Como não se levantar para falar por nós? Para trazer à mesa todas estas questões que nos afectam em grande medida enquanto grupo social? Como querem que nos calemos sempre? Não, não nos calaremos mais. Não mais! Não é justo para nós nem para as futuras gerações de meninas e mulheres. Temos muitas dores em comum, temos muitas feridas, feridas históricas e que precisam ser curadas e por isso estamos aqui, erguendo vozes.
E ao longo deste caminho nos têm chamado de “extremistas” e “radicais”. O curioso é que, quando mulheres são mortas ou “corrigidas” com violência porque não souberam ser “obedientes e submissas”, não se chama aos agressores “radicais”. Então, porque é que nos apontam o dedo e nos dizem isso?
Por várias razões, desde o facto do termo radical que não tem nada a ver com “sair por aí a matar pessoas” ter sido associado a significados negativos, até ao facto de que as pessoas muitas vezes não pensam, não questionam e simplesmente reproduzem preconceitos porque é mais fácil manter o status quo e posições de privilégio, sem prestar atenção a como isto afecta a vida de outras pessoas.
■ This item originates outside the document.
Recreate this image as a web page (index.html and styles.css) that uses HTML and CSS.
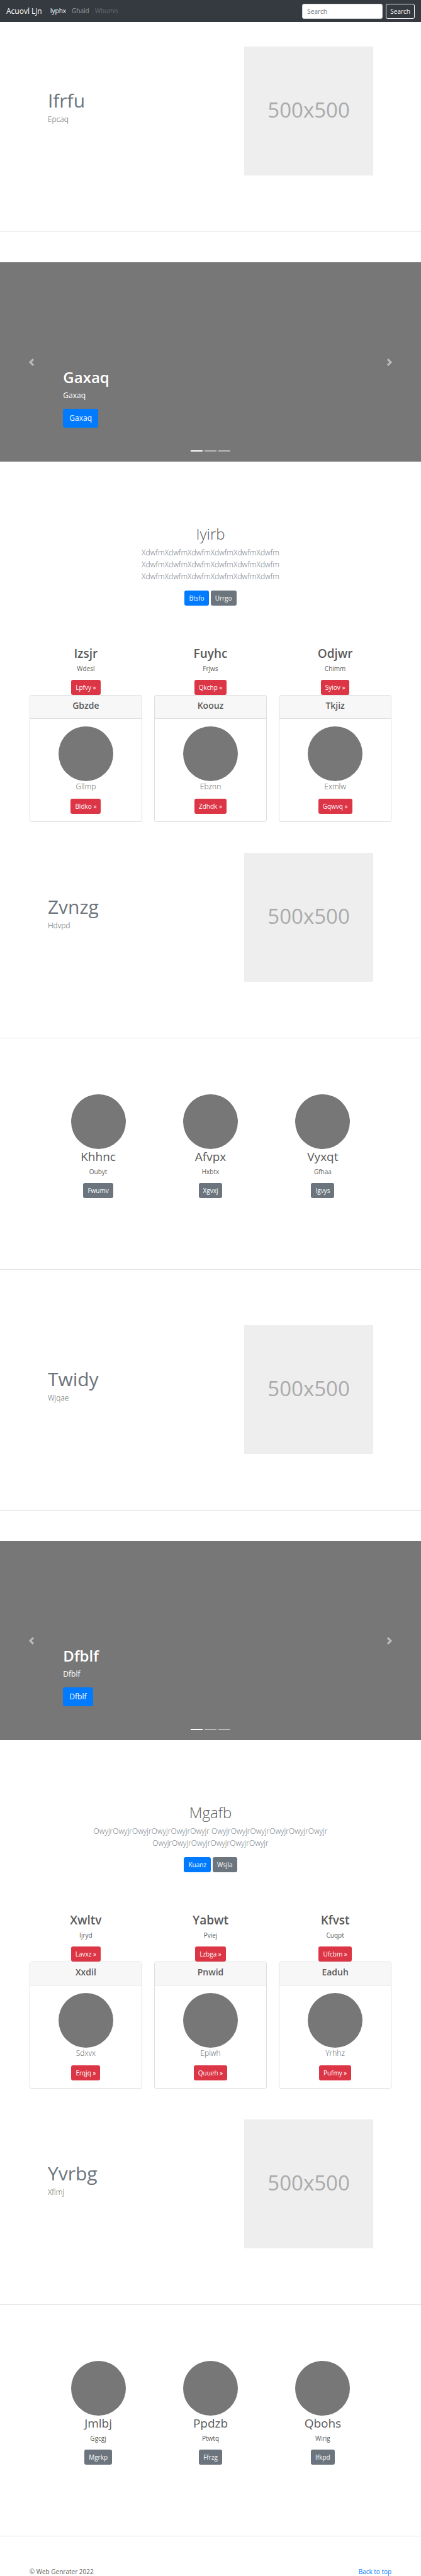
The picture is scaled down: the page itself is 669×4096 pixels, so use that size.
FILE: index.html
```html
<!DOCTYPE html>
<html lang="en">
<head>
<meta charset="utf-8">
<meta name="viewport" content="width=device-width, initial-scale=1">
<title>Acuovl Ljn</title>
<link rel="stylesheet" href="styles.css">
</head>
<body>
<header class="navbar">
  <a class="brand" href="#">Acuovl Ljn</a>
  <nav class="nav">
    <a class="nav-link active" href="#">Iyphx</a>
    <a class="nav-link" href="#">Ghaid</a>
    <a class="nav-link disabled" href="#">Wbumn</a>
  </nav>
  <form class="search">
    <input class="search-input" type="text" placeholder="Search" aria-label="Search">
    <button class="btn btn-outline" type="button">Search</button>
  </form>
</header>

<main>
  <section class="feature feature-first">
    <div class="feature-text">
      <h2 class="feature-title">Ifrfu</h2>
      <p class="lead">Epcaq</p>
    </div>
    <div class="feature-media"><div class="placeholder">500x500</div></div>
  </section>
  <hr class="divider">

  <section class="carousel">
    <button class="carousel-control prev" type="button" aria-label="Previous">
      <svg class="chevron" viewBox="0 0 8 8"><path d="M5.25 0l-4 4 4 4 1.5-1.5L4.25 4l2.5-2.5L5.25 0z"/></svg>
    </button>
    <div class="caption">
      <h1 class="caption-title">Gaxaq</h1>
      <p class="caption-text">Gaxaq</p>
      <a class="btn btn-primary btn-lg" href="#">Gaxaq</a>
    </div>
    <div class="indicators"><span class="dot current"></span><span class="dot"></span><span class="dot"></span></div>
    <button class="carousel-control next" type="button" aria-label="Next">
      <svg class="chevron" viewBox="0 0 8 8"><path d="M2.75 0l-1.5 1.5L3.75 4l-2.5 2.5L2.75 8l4-4-4-4z"/></svg>
    </button>
  </section>

  <section class="intro">
    <h1 class="intro-title">Iyirb</h1>
    <p class="lead intro-text">XdwfmXdwfmXdwfmXdwfmXdwfmXdwfm XdwfmXdwfmXdwfmXdwfmXdwfmXdwfm XdwfmXdwfmXdwfmXdwfmXdwfmXdwfm</p>
    <div class="actions">
      <a class="btn btn-primary" href="#">Btsfo</a>
      <a class="btn btn-secondary" href="#">Urrgo</a>
    </div>
  </section>

  <section class="plans">
    <article class="column">
      <h2 class="column-title strong">Izsjr</h2>
      <p class="column-text">Wdesl</p>
      <a class="btn btn-danger" href="#">Lpfvy »</a>
      <div class="card">
        <h4 class="card-header">Gbzde</h4>
        <div class="card-body"><div class="avatar"></div><p class="lead">Gllmp</p><a class="btn btn-danger" href="#">Bldko »</a></div>
      </div>
    </article>
    <article class="column">
      <h2 class="column-title strong">Fuyhc</h2>
      <p class="column-text">Frjws</p>
      <a class="btn btn-danger" href="#">Qkchp »</a>
      <div class="card">
        <h4 class="card-header">Koouz</h4>
        <div class="card-body"><div class="avatar"></div><p class="lead">Ebznn</p><a class="btn btn-danger" href="#">Zdhdk »</a></div>
      </div>
    </article>
    <article class="column">
      <h2 class="column-title strong">Odjwr</h2>
      <p class="column-text">Chimm</p>
      <a class="btn btn-danger" href="#">Syiov »</a>
      <div class="card">
        <h4 class="card-header">Tkjiz</h4>
        <div class="card-body"><div class="avatar"></div><p class="lead">Exmlw</p><a class="btn btn-danger" href="#">Gqwvq »</a></div>
      </div>
    </article>
  </section>

  <section class="feature feature-after-plans">
    <div class="feature-text">
      <h2 class="feature-title">Zvnzg</h2>
      <p class="lead">Hdvpd</p>
    </div>
    <div class="feature-media"><div class="placeholder">500x500</div></div>
  </section>
  <hr class="divider">

  <section class="people">
    <article class="column">
      <div class="avatar"></div>
      <h2 class="column-title">Khhnc</h2>
      <p class="column-text">Oubyt</p>
      <a class="btn btn-secondary" href="#">Fwumv</a>
    </article>
    <article class="column">
      <div class="avatar"></div>
      <h2 class="column-title">Afvpx</h2>
      <p class="column-text">Hxbtx</p>
      <a class="btn btn-secondary" href="#">Xgvxj</a>
    </article>
    <article class="column">
      <div class="avatar"></div>
      <h2 class="column-title">Vyxqt</h2>
      <p class="column-text">Gfhaa</p>
      <a class="btn btn-secondary" href="#">Igvys</a>
    </article>
  </section>
  <hr class="divider">

  <section class="feature">
    <div class="feature-text">
      <h2 class="feature-title">Twidy</h2>
      <p class="lead">Wjqae</p>
    </div>
    <div class="feature-media"><div class="placeholder">500x500</div></div>
  </section>
  <hr class="divider">

  <section class="carousel">
    <button class="carousel-control prev" type="button" aria-label="Previous">
      <svg class="chevron" viewBox="0 0 8 8"><path d="M5.25 0l-4 4 4 4 1.5-1.5L4.25 4l2.5-2.5L5.25 0z"/></svg>
    </button>
    <div class="caption">
      <h1 class="caption-title">Dfblf</h1>
      <p class="caption-text">Dfblf</p>
      <a class="btn btn-primary btn-lg" href="#">Dfblf</a>
    </div>
    <div class="indicators"><span class="dot current"></span><span class="dot"></span><span class="dot"></span></div>
    <button class="carousel-control next" type="button" aria-label="Next">
      <svg class="chevron" viewBox="0 0 8 8"><path d="M2.75 0l-1.5 1.5L3.75 4l-2.5 2.5L2.75 8l4-4-4-4z"/></svg>
    </button>
  </section>

  <section class="intro">
    <h1 class="intro-title">Mgafb</h1>
    <p class="lead intro-text">OwyjrOwyjrOwyjrOwyjrOwyjrOwyjr OwyjrOwyjrOwyjrOwyjrOwyjrOwyjr OwyjrOwyjrOwyjrOwyjrOwyjrOwyjr</p>
    <div class="actions">
      <a class="btn btn-primary" href="#">Kuanz</a>
      <a class="btn btn-secondary" href="#">Wsjla</a>
    </div>
  </section>

  <section class="plans">
    <article class="column">
      <h2 class="column-title strong">Xwltv</h2>
      <p class="column-text">Ijryd</p>
      <a class="btn btn-danger" href="#">Lavxz »</a>
      <div class="card">
        <h4 class="card-header">Xxdil</h4>
        <div class="card-body"><div class="avatar"></div><p class="lead">Sdxvx</p><a class="btn btn-danger" href="#">Erqjq »</a></div>
      </div>
    </article>
    <article class="column">
      <h2 class="column-title strong">Yabwt</h2>
      <p class="column-text">Pviej</p>
      <a class="btn btn-danger" href="#">Lzbga »</a>
      <div class="card">
        <h4 class="card-header">Pnwid</h4>
        <div class="card-body"><div class="avatar"></div><p class="lead">Eplwh</p><a class="btn btn-danger" href="#">Quueh »</a></div>
      </div>
    </article>
    <article class="column">
      <h2 class="column-title strong">Kfvst</h2>
      <p class="column-text">Cuqpt</p>
      <a class="btn btn-danger" href="#">Ufcbm »</a>
      <div class="card">
        <h4 class="card-header">Eaduh</h4>
        <div class="card-body"><div class="avatar"></div><p class="lead">Yrhhz</p><a class="btn btn-danger" href="#">Pufmy »</a></div>
      </div>
    </article>
  </section>

  <section class="feature feature-after-plans">
    <div class="feature-text">
      <h2 class="feature-title">Yvrbg</h2>
      <p class="lead">Xflmj</p>
    </div>
    <div class="feature-media"><div class="placeholder">500x500</div></div>
  </section>
  <hr class="divider">

  <section class="people">
    <article class="column">
      <div class="avatar"></div>
      <h2 class="column-title">Jmlbj</h2>
      <p class="column-text">Ggcgj</p>
      <a class="btn btn-secondary" href="#">Mgrkp</a>
    </article>
    <article class="column">
      <div class="avatar"></div>
      <h2 class="column-title">Ppdzb</h2>
      <p class="column-text">Ptwtq</p>
      <a class="btn btn-secondary" href="#">Ffrzg</a>
    </article>
    <article class="column">
      <div class="avatar"></div>
      <h2 class="column-title">Qbohs</h2>
      <p class="column-text">Wirig</p>
      <a class="btn btn-secondary" href="#">Ifkpd</a>
    </article>
  </section>
  <hr class="divider">
</main>

<footer class="footer">
  <span>© Web Genrater 2022</span>
  <a class="top-link" href="#">Back to top</a>
</footer>
</body>
</html>
```

FILE: styles.css
```css
* {
  box-sizing: border-box;
}

body {
  margin: 0;
  background: #fff;
  color: #5a5a5a;
  font-family: "Open Sans", "Noto Sans", sans-serif;
  font-size: 10px;
  line-height: 15px;
}

h1, h2, h4, p {
  margin: 0;
}

a {
  text-decoration: none;
}

/* Navigation */
.navbar {
  display: flex;
  align-items: center;
  min-height: 35px;
  padding: 0 10px;
  background: #343a40;
}

.brand {
  margin-right: 13px;
  color: #fff;
  font-size: 12px;
  line-height: 18px;
}

.nav {
  display: flex;
  gap: 9px;
}

.nav-link {
  color: rgba(255, 255, 255, 0.5);
}

.nav-link.active {
  color: #fff;
}

.nav-link.disabled {
  color: rgba(255, 255, 255, 0.25);
}

.search {
  display: flex;
  gap: 5px;
  margin-left: auto;
}

.search-input {
  width: 128px;
  height: 24px;
  padding: 0 7px;
  border: 1px solid #ced4da;
  border-radius: 3px;
  background: #fff;
  color: #495057;
  font: inherit;
}

.search-input::placeholder {
  color: #6c757d;
  opacity: 1;
}

/* Buttons */
.btn {
  display: inline-block;
  height: 24px;
  padding: 0 6px;
  border: 1px solid transparent;
  border-radius: 3px;
  color: #fff;
  font-family: inherit;
  font-size: 10px;
  line-height: 22px;
  white-space: nowrap;
}

.btn-primary {
  background: #007bff;
}

.btn-secondary {
  background: #6c757d;
}

.btn-danger {
  background: #dc3545;
}

.btn-outline {
  border-color: #f8f9fa;
  background: transparent;
  color: #f8f9fa;
}

.btn-lg {
  height: 30px;
  padding: 0 9px;
  font-size: 12px;
  line-height: 28px;
}

/* Shared text and shapes */
.lead {
  font-size: 12px;
  font-weight: 300;
  line-height: 18px;
}

.avatar {
  width: 87px;
  height: 87px;
  border-radius: 50%;
  background: #777;
}

.divider {
  height: 1px;
  margin: 0;
  border: 0;
  background: #e5e5e5;
}

/* Features */
.feature {
  display: grid;
  grid-template-columns: 7fr 5fr;
  padding: 88px 10% 89px;
}

.feature-first {
  padding-top: 39px;
}

.feature-after-plans {
  padding-top: 49px;
}

.feature-text {
  padding: 67px 9px 0;
}

.feature-media {
  padding: 0 9px;
}

.feature-title {
  margin-bottom: 3px;
  color: #6c757d;
  font-size: 30px;
  font-weight: 400;
  line-height: 37px;
}

.placeholder {
  display: flex;
  align-items: center;
  justify-content: center;
  aspect-ratio: 1;
  padding-bottom: 4px;
  background: #eee;
  color: #aaa;
  font-size: 33px;
  line-height: 40px;
}

/* Carousel */
.carousel {
  position: relative;
  display: flex;
  flex-direction: column;
  justify-content: flex-end;
  min-height: 317px;
  margin-top: 48px;
  padding: 0 15% 54px;
  background: #777;
  color: #fff;
}

.caption {
  display: flex;
  flex-direction: column;
  align-items: flex-start;
}

.caption-title {
  margin-bottom: 5px;
  font-size: 24px;
  font-weight: 600;
  line-height: 30px;
}

.caption-text {
  margin-bottom: 12px;
  font-size: 12px;
  line-height: 18px;
}

.carousel-control {
  position: absolute;
  top: 0;
  bottom: 0;
  display: flex;
  align-items: center;
  justify-content: center;
  width: 15%;
  padding: 0;
  border: 0;
  background: transparent;
  opacity: 0.5;
}

.prev {
  left: 0;
}

.next {
  right: 0;
}

.chevron {
  width: 12px;
  height: 12px;
  fill: #fff;
}

.indicators {
  position: absolute;
  right: 0;
  bottom: 16px;
  left: 0;
  display: flex;
  justify-content: center;
  gap: 3px;
}

.dot {
  width: 19px;
  height: 2px;
  background: rgba(255, 255, 255, 0.5);
}

.dot.current {
  background: #fff;
}

/* Intro */
.intro {
  padding: 100px 15% 64px;
  text-align: center;
}

.intro-title {
  margin-bottom: 5px;
  font-size: 24px;
  font-weight: 300;
  line-height: 30px;
}

.intro-text {
  max-width: 410px;
  margin: 0 auto 13px;
  color: #6c757d;
  line-height: 19px;
}

.actions {
  display: flex;
  justify-content: center;
  gap: 3px;
}

/* Columns */
.plans {
  display: grid;
  grid-template-columns: repeat(3, 1fr);
  gap: 19px;
  padding: 0 7%;
}

.people {
  display: grid;
  grid-template-columns: repeat(3, 1fr);
  padding: 89px 10% 113px;
}

.column {
  display: flex;
  flex-direction: column;
  align-items: center;
  text-align: center;
}

.column-title {
  margin-bottom: 5px;
  font-size: 19px;
  font-weight: 400;
  line-height: 24px;
}

.column-title.strong {
  font-weight: 600;
}

.column-text {
  margin-bottom: 10px;
}

.card {
  align-self: stretch;
  border: 1px solid #dfdfdf;
  border-radius: 3px;
}

.card-header {
  padding: 7px 12px 11px;
  border-bottom: 1px solid #dfdfdf;
  background: #f7f7f7;
  font-size: 14px;
  font-weight: 600;
  line-height: 18px;
}

.card-body {
  display: flex;
  flex-direction: column;
  align-items: center;
  padding: 12px;
}

.card-body .lead {
  margin-bottom: 10px;
}

/* Footer */
.footer {
  display: flex;
  justify-content: space-between;
  padding: 50px 7% 0;
  line-height: 13px;
}

.top-link {
  color: #007bff;
}
```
Pois bem, diante de um mundo onde mulheres são mortas o tempo todo e são alvos de pancadaria, ser radical ao protestarmos contra isso é o mínimo que podemos ser. Ser radical é analisar as origens das opressões, é olhar para a raiz dos problemas, é entendermos enquanto mulheres as raízes dos males que nos afectam e trazer isso ao de cima, aos olhos, para a seguir criar estratégias para solucionar os problemas que nos afectam e causar mudanças sociais. Então sim, não tem mal algum em ser-se radical! O nosso radicalismo será sempre lutar por justiça e por um mundo melhor para meninas e mulheres.